** START Stored rows **
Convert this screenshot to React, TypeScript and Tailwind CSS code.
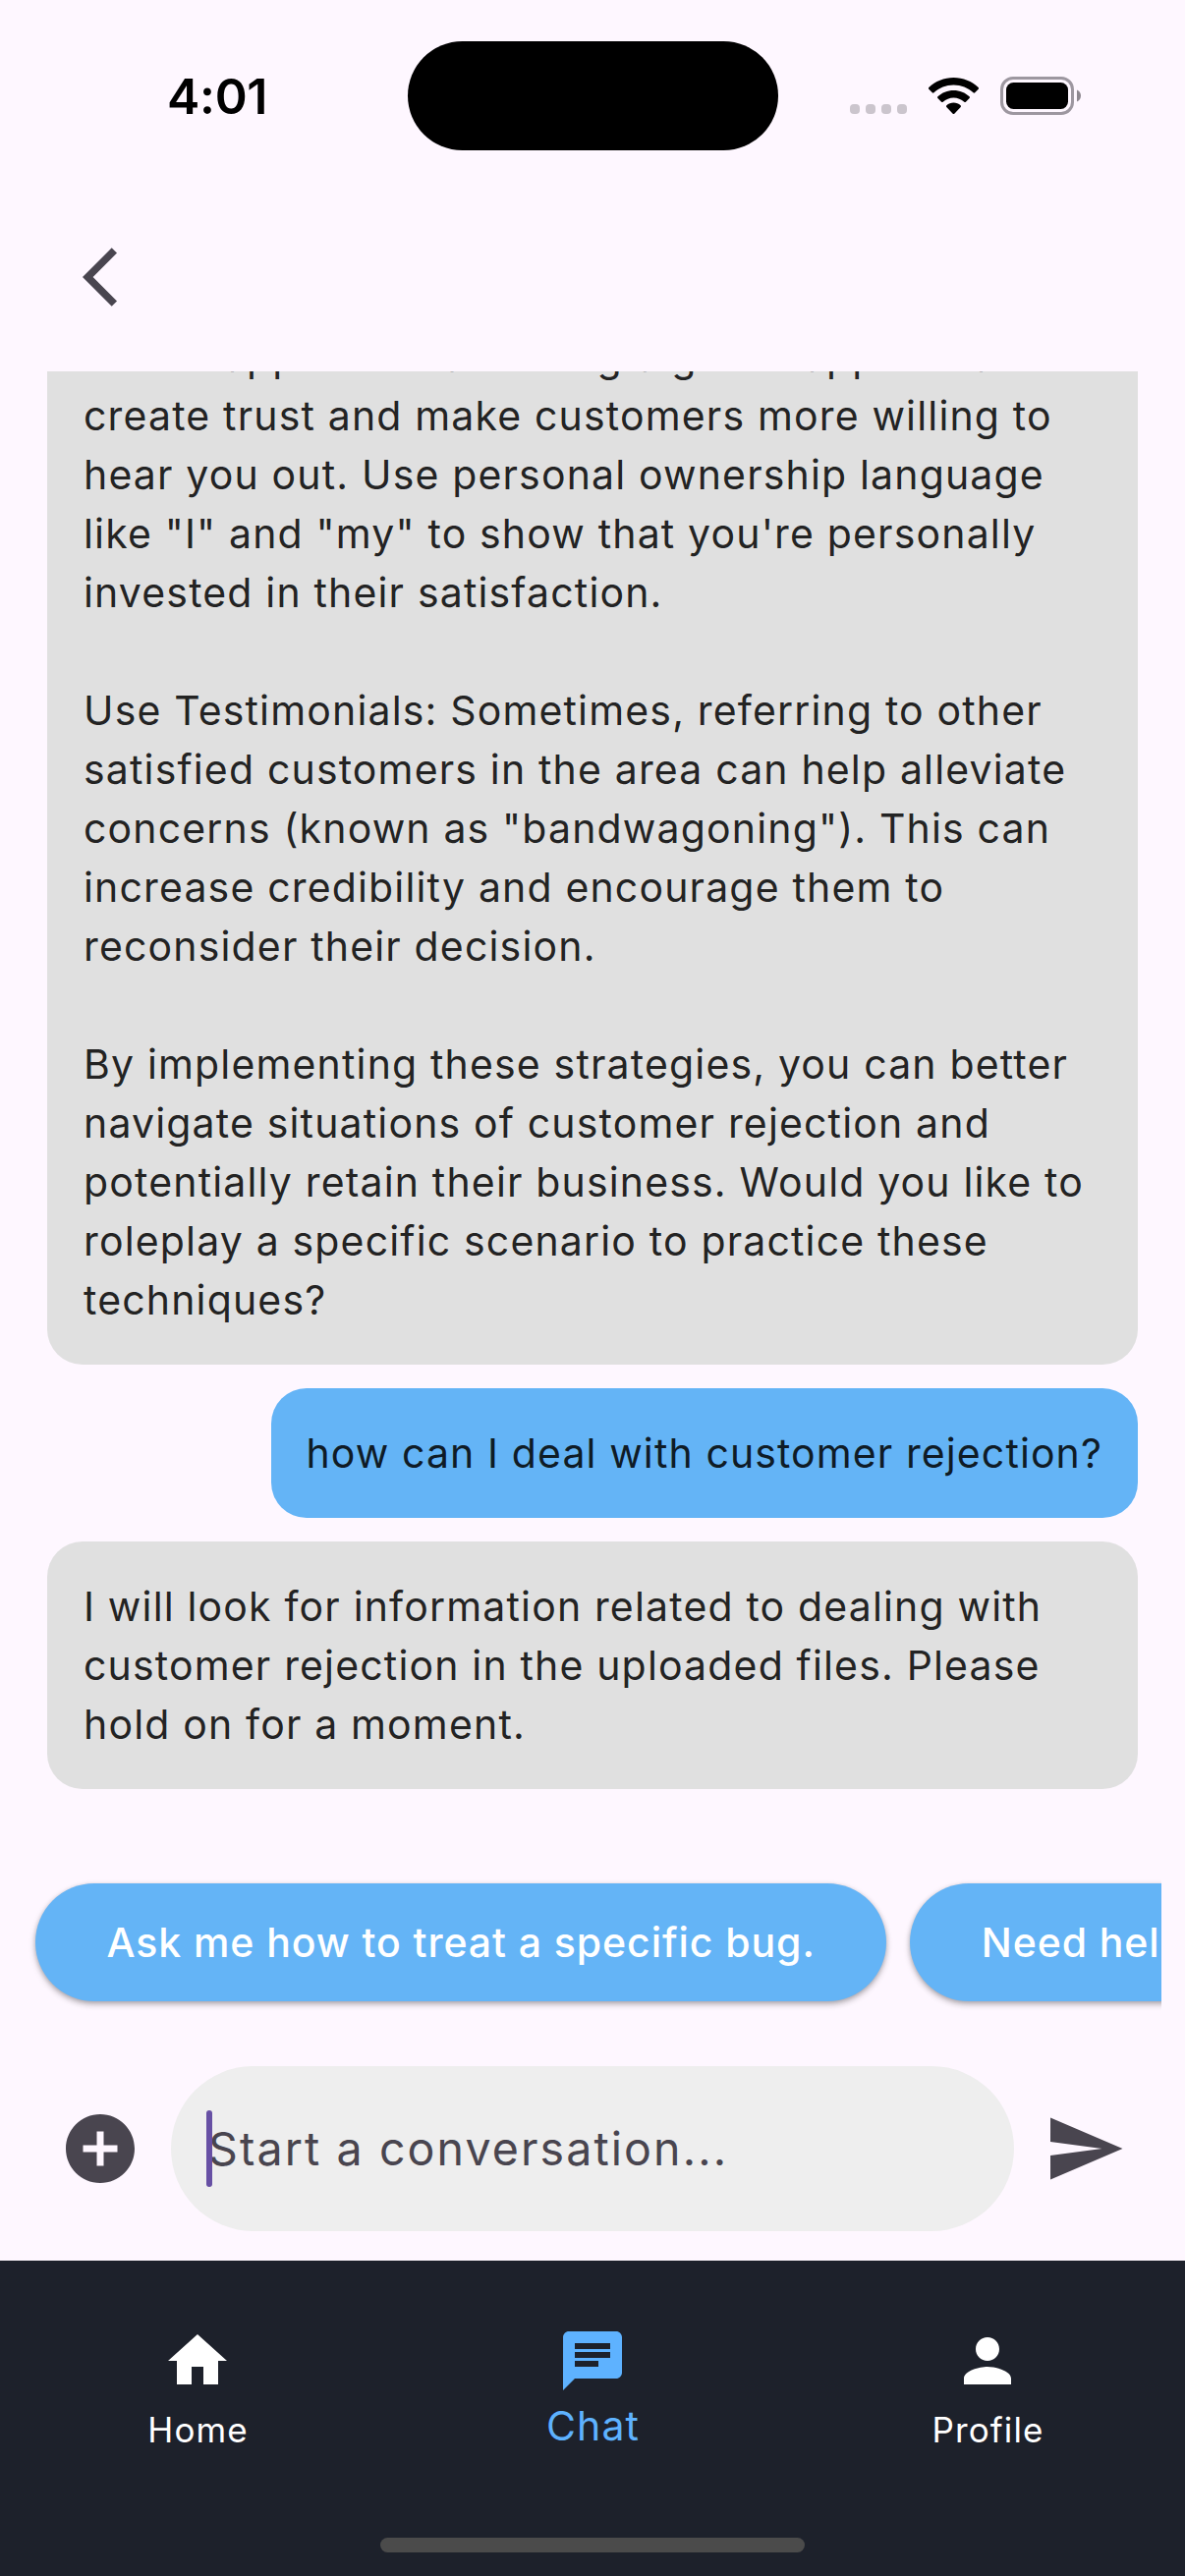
** END Stored rows **
** START Stored rows **
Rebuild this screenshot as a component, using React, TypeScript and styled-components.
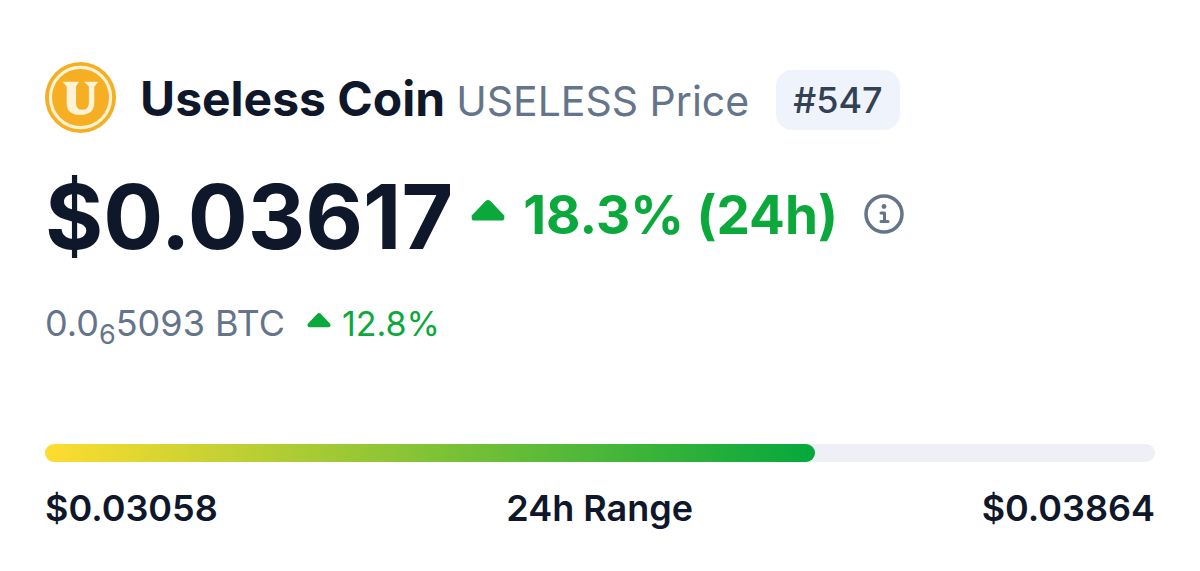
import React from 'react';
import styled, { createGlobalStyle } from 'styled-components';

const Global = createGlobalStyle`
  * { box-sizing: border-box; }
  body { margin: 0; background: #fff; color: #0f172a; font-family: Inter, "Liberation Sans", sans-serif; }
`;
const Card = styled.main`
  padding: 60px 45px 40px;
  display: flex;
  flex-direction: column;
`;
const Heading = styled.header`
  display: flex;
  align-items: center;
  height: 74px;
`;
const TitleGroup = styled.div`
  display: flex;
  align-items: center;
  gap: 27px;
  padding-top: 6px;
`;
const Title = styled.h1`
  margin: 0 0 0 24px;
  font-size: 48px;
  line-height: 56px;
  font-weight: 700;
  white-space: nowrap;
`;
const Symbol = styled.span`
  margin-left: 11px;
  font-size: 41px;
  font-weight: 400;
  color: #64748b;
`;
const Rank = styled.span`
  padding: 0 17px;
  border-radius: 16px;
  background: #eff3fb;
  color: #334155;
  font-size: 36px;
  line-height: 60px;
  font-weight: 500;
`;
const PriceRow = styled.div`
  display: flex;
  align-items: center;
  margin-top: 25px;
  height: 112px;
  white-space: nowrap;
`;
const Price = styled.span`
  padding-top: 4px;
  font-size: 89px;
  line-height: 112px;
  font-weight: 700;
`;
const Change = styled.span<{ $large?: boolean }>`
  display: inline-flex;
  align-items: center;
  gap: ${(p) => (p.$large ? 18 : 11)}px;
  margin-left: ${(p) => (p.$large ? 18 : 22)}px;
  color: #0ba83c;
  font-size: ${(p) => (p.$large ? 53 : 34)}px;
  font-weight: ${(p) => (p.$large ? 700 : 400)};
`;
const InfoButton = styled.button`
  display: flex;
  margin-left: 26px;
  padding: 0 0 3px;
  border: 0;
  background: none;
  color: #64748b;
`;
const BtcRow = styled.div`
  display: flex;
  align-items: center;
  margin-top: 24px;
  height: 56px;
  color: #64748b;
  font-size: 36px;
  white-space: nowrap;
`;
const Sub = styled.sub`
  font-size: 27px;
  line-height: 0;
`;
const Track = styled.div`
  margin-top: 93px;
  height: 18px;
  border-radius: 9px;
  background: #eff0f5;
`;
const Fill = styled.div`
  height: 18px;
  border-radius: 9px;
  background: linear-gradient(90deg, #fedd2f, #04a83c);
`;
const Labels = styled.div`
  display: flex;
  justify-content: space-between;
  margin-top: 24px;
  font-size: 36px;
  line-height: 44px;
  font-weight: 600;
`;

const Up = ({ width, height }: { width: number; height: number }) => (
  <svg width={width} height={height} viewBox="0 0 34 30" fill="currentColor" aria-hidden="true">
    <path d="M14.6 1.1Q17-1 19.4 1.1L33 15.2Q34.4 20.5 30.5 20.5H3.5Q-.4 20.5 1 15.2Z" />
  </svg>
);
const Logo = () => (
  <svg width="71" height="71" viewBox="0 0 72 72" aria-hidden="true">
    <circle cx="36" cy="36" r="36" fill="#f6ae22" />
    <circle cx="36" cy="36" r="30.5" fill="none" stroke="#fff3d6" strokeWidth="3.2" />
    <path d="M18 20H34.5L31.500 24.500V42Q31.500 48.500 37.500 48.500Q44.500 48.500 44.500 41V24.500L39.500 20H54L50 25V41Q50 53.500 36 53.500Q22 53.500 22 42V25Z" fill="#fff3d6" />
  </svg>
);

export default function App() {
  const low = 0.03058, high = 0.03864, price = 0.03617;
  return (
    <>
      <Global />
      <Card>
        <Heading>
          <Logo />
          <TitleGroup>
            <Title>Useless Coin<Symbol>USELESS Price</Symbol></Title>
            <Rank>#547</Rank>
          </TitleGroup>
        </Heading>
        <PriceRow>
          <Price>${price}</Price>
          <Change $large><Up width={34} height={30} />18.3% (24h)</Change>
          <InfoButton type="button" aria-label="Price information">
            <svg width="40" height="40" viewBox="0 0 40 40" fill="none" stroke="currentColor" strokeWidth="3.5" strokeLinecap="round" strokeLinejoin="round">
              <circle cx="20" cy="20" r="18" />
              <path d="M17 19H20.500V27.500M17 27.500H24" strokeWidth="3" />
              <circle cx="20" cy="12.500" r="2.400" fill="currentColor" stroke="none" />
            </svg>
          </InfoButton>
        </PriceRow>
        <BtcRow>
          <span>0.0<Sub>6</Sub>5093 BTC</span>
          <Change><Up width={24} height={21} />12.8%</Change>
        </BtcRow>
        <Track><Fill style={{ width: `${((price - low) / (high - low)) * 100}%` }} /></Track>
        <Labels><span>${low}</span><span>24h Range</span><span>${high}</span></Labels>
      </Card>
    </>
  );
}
** END Stored rows **
*The request*. Copy all lines in the listing above where the string "this" appears.

*Correct response*.
Convert this screenshot to React, TypeScript and Tailwind CSS code.
Rebuild this screenshot as a component, using React, TypeScript and styled-components.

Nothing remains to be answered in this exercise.